Sharpton, the Brooklyn preacher whose showcase rhetoric enlivened the Democratic primary debates, addressed the issue of whether the Democratic Party was taking black voters for granted by not providing a more detailed agenda for urban America.

“Mr. President, I heard you say Friday that you had questions for voters, particularly African-American voters. And you asked the question: Did the Democratic Party take us for granted?” said Sharpton as the podium light flashed, signaling the end of his allotted seven minutes.

But Sharpton went on.

“You said the Republican Party was the party of Lincoln and Frederick Douglass. It is true that Mr. Lincoln signed the Emancipation Proclamation, after which there was a commitment to give 40 acres and a mule.

“That’s where the argument, to this day, of reparations starts. We never got the 40 acres. We went all the way to Herbert Hoover, and we never got the 40 acres. We didn’t get the mule.
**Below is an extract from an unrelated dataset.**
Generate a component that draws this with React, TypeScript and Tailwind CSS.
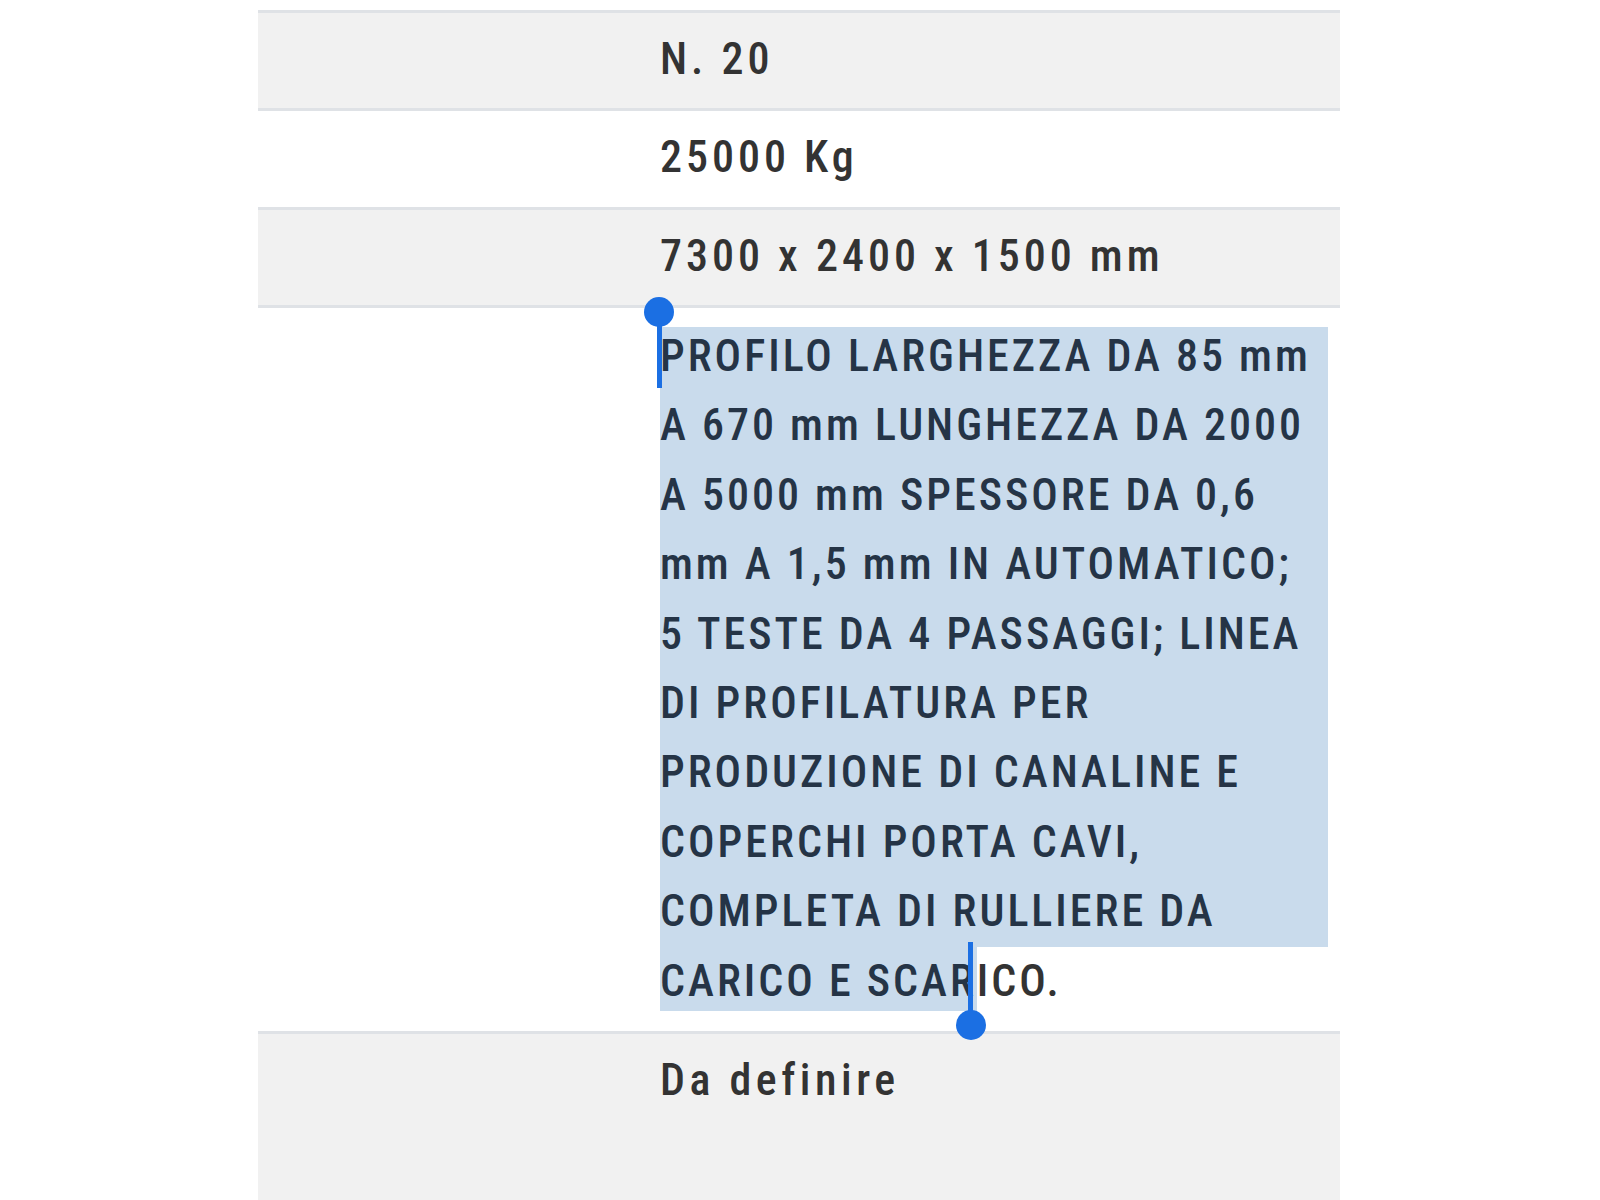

So we decided to ride this donkey as far as it would take us.”

Over 18,000 voices in the hall roared their approval.

Sharpton’s turn in the klieg lights came the night after Barack Obama electrified the hall with a stirring appeal to the heroes of the civil rights movement.

After Kerry concluded his own address, Obama stepped up on stage behind the senator, who draped his long right arm around Obama’s shoulder for the benefit of 20 million prime-time viewers.

Next to Kerry was his wife, Teresa Heinz Kerry, who, born in Mozambique, had expressed her own hopes for becoming America’s first African first lady.

U.S. Rep. Harold E. Ford, Jr., a co-chair of the Kerry campaign, predicted a tough battle for the White House coming out of the convention, but expressed confidence that the party’s efforts to win a large black voter turnout in key swing states like Missouri, Arkansas, Ohio, and Pennsylvania would make George Bush a one-term president.

“The campaign made a $2 million media buy before the convention with black radio and BET,” said Ford. “That’s never been done. We understand the importance of the black vote but let’s be clear — our message to black voters is the same as to all of America. We can do better to make our country stronger at home and more respected abroad.”